Deadlock prevention and avoidance in a computer process are the optimal goals but when deadlock occur, detection and recovery can be difficult to initiate.
How many times do you hear “…my computer has hanged up…” or “…my work is taking ages to come out of the printer” or see this response “Program xyz is not responding” Well, one causes of these could be a Deadlock.
This Hub will explain what is a Deadlock, what causes Deadlock, how to prevent a Deadlock, how to detect and recover from a Deadlock and how to avoid Deadlock.
Definition of Deadlock
This scenario in software systems process management is referred to as Deadlock and in its simplest form it will occur if process 1 is allocated resource A and later it requires resource B and process 2 is allocated resource B and later it requires resource A such that the processes results into a circular wait. The diagram below show a circular waiting caused by three processes.
How deadlock occur and what causes deadlock
What causes deadlock?
There are four conditions that allow Deadlock to occur in processes:-
1. The resources involved in processes cannot be shared
2. Processes hold on the resources they have already been allocated while waiting for new ones
3. Resources cannot be pre-emptied (de-allocated) while in use
4. A circular chain of processes exists such that the resource that is currently being requested is in the chain.
Process Deadlock can be solved by adapting one of the following strategies:-
1. Prevent Deadlock by ensuring that at all times at least one of the conditions mentioned above does not hold.
2. Detect Deadlock when it occurs and then employ mechanisms to try and recover it
3. Avoid Deadlock by suitable inspection actions
To prevent Deadlock at least one of the four conditions mentioned above must be denied.
Condition 1 is difficult to deny since some resources, for example printers, by nature cannot be shared between processes. However, the use of spooling can remove Deadlock potential of non-shared peripherals.
Condition 2 can be denied by stipulating that processes request all the resources at once and that they cannot proceed until all the requests are granted. The disadvantage of this action is that resources which are used for a short time are allocated and therefore inaccessible for a long period.
Condition 3 is easily denied by imposing the rule that if a process is denied a request then it must release all the resources that it currently hold and if necessary request for them later together with additional resources. This strategy can be inconvenient in practice since pre-empting a resource like a printer can results into inter-leaving of outputs from several jobs. Further, even if a resource is conveniently pre-emptied the overhead of storing and restoring its states at the time of pre-emption can be quite high.
Condition 4 can be denied by imposing an order on resource types so that if a process has been allocated a resource of type A then it may only request resources of types that fall in that order. This ensures that the circular wait condition does not arise. The disadvantage of this strategy is the constraints imposed on the natural order of resources although this can be reduced by placing commonly used resources early in the order.

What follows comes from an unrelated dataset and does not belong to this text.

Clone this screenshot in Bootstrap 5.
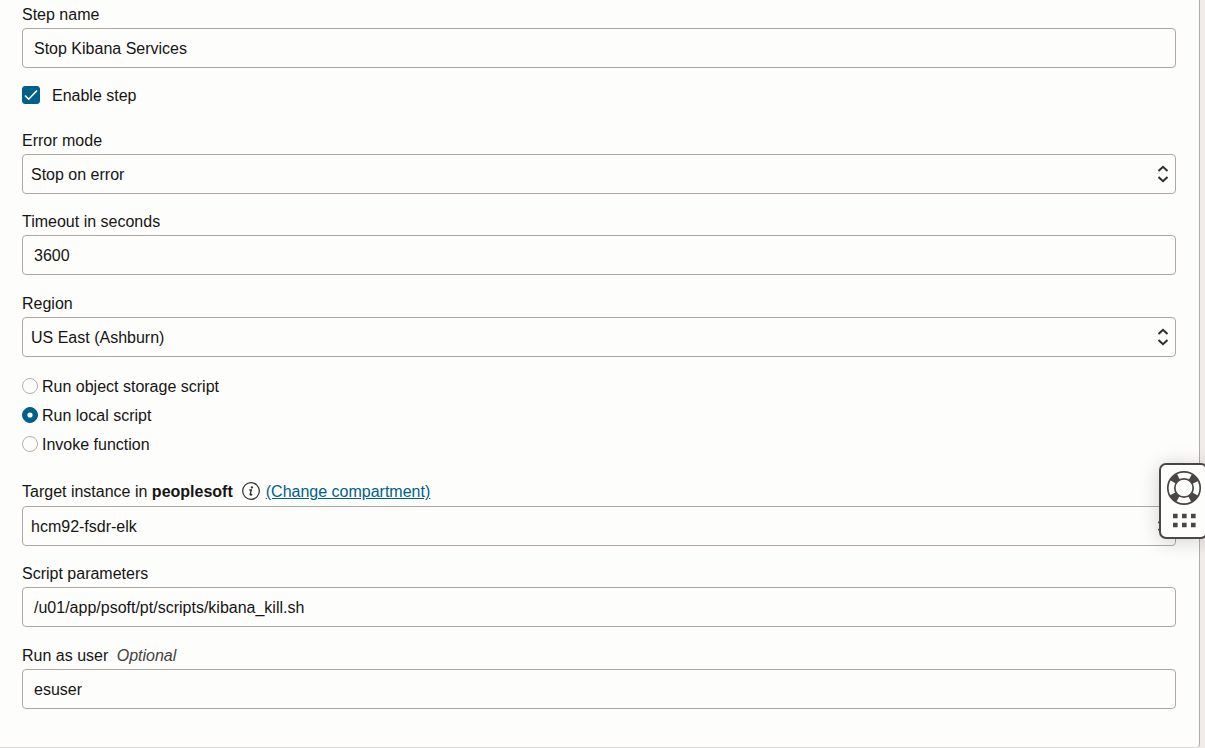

Deadlock detection and recovery
This strategy allows the possibility of Deadlock but rely on detection when it occurs and being able to stage recovery. The value of this approach depends on the frequency on which deadlock occurs and the kind of recovery that can be made. Detection algorithms work by detecting the circular wait seen in condition 4. The state of the system at any time can be represented by a state graph.
How to detect deadlock and recover from deadlock
A circular wait is represented as a circular closed loop A, B and D (see above). The Deadlock detection algorithm maintains a representation of state graph and inspects it at intervals for existence of a circular loop.

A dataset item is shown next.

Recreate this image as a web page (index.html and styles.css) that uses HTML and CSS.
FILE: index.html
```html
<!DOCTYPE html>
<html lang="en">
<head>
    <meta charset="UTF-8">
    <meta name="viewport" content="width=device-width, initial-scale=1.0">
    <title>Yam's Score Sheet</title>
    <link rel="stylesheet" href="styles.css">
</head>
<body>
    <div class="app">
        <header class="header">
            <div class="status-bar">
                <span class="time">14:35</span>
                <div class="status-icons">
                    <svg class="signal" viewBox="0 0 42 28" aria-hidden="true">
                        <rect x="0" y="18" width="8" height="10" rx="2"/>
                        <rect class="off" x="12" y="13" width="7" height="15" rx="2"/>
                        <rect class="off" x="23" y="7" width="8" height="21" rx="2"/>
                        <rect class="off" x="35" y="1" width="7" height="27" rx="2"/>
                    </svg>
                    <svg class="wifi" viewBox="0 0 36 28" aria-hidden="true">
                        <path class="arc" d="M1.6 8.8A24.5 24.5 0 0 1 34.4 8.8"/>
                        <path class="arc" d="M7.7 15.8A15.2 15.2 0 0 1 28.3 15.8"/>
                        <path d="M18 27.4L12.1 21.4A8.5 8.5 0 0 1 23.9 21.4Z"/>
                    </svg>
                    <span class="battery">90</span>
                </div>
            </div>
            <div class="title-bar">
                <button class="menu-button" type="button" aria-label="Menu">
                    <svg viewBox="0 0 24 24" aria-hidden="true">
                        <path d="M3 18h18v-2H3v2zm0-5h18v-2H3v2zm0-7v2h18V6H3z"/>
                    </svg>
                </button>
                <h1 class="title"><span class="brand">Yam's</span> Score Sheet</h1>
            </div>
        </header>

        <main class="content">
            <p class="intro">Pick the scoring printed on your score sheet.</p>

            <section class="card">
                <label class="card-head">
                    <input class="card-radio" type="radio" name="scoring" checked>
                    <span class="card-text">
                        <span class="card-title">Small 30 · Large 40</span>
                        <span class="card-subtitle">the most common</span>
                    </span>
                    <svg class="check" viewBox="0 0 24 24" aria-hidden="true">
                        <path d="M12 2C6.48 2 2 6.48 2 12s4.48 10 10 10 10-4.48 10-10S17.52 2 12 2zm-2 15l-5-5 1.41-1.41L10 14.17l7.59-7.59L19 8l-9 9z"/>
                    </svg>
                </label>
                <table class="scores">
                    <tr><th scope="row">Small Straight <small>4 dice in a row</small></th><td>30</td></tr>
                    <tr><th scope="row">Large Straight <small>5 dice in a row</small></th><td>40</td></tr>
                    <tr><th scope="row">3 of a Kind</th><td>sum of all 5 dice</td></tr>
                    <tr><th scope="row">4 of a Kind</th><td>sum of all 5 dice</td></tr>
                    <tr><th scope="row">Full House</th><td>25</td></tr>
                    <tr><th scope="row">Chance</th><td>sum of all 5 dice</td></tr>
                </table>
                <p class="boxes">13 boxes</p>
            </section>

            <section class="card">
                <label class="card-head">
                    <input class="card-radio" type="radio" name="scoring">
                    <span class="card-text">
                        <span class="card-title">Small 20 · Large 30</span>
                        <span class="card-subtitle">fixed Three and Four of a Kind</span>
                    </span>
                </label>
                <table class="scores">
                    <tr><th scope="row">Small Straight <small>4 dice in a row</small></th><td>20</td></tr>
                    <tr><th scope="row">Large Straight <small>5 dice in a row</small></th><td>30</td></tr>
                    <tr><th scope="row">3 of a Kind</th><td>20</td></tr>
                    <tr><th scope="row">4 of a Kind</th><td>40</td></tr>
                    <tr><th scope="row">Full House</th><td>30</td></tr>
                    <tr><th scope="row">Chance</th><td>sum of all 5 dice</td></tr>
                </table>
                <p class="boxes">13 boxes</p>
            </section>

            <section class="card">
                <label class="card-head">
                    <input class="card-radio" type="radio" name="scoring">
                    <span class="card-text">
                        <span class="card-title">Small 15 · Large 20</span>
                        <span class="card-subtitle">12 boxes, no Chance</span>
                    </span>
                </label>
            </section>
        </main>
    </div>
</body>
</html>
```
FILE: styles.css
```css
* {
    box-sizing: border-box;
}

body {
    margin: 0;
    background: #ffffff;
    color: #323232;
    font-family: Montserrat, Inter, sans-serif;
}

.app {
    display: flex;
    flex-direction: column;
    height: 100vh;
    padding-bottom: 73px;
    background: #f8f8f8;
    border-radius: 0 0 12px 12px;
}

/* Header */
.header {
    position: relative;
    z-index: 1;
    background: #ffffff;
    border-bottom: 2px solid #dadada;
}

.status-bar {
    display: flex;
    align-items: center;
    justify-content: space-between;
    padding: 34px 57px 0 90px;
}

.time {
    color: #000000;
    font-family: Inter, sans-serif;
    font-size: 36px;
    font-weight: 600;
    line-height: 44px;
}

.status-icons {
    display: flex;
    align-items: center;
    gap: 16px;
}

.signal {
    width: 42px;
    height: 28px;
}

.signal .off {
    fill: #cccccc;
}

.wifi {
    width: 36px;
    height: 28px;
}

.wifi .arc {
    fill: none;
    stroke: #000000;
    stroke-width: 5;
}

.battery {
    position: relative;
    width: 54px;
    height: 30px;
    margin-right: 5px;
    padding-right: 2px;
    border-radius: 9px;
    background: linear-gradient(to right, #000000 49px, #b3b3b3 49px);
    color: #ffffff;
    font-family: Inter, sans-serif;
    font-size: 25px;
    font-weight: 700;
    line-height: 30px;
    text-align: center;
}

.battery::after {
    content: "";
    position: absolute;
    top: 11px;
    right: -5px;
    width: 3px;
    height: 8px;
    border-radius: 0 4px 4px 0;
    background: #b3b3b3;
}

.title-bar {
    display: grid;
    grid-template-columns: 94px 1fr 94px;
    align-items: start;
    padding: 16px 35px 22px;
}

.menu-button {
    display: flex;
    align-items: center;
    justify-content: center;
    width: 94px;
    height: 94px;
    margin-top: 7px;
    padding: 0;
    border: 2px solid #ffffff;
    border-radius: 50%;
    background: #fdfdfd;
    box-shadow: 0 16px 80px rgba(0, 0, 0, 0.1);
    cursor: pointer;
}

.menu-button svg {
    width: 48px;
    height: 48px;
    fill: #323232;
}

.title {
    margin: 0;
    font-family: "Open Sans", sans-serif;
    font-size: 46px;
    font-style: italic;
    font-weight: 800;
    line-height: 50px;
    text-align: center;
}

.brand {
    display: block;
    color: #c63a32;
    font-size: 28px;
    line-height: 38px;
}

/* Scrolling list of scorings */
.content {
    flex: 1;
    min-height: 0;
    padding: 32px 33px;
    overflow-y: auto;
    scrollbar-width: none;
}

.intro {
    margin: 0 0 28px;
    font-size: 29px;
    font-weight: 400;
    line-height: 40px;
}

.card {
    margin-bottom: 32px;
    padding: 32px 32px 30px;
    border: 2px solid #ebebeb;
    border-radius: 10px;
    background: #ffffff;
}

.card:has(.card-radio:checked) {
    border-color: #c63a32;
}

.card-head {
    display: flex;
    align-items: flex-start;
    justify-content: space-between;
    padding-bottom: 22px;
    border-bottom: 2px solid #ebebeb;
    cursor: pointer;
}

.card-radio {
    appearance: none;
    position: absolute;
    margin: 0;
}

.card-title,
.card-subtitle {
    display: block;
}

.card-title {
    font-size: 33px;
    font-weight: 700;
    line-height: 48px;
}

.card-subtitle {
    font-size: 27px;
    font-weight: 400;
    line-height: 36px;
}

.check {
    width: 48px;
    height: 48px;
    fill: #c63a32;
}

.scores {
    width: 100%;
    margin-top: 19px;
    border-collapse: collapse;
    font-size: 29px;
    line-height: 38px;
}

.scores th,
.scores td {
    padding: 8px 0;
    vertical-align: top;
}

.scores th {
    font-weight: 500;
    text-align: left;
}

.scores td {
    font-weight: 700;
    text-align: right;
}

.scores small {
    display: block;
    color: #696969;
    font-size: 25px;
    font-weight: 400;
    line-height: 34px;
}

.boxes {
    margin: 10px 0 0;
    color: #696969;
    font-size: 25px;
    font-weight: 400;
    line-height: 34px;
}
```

The inspection may occur at every resource allocation. Since the cost of doing the inspection may be very high it may occur at fixed intervals of time and not at each allocation. Detection of deadlock is only useful if an acceptable level of recovery can be made.
The definition of acceptable can be stretched according to circumstances to include the following techniques listed according to the order of sophistication:-
1. Abort all deadlocked processes – this is the method adopted in most general purpose systems.
2. Re-start all deadlocked processes, however, this method may lead straight back to the original Deadlock.
3. Successfully (one at a time) abort deadlocked processes until Deadlock no longer exist. The order in which this is done should reduce resources already used.
4. Successfully (one at a time) pre-empty resources from deadlocked processes until Deadlock no longer exist. The order of pre-empting should be such that to minimize the cost.
Deadlock avoidance strategy uses an algorithm that anticipates that a Deadlock is likely to occur and therefore deny a resource request which would otherwise be granted.
Before granting a resource request, the state graph of the system is tentatively changed to what it will be if the resource was to be granted and then deadlock detection is applied. If the detection algorithm is clear then the request is granted otherwise the request is denied and the state graph is returned to its original form.
This technique does not work always since it relies on the premise that if the allocation is going to result into a deadlock then it will do so immediately. This is FALSE since Deadlock can occur anytime during the life of a process.
It is important to note that detection and recovery of Deadlock is sometimes left to the computer user rather than being performed by the system itself. An observant computer user will note that certain processes are stuck and realize that Deadlock has occurred. The traditional recovery action is to abort and re-start the deadlocked processes if possible.
Ok, now you know what could be the problem with your computer, go ahead and take the necessary action.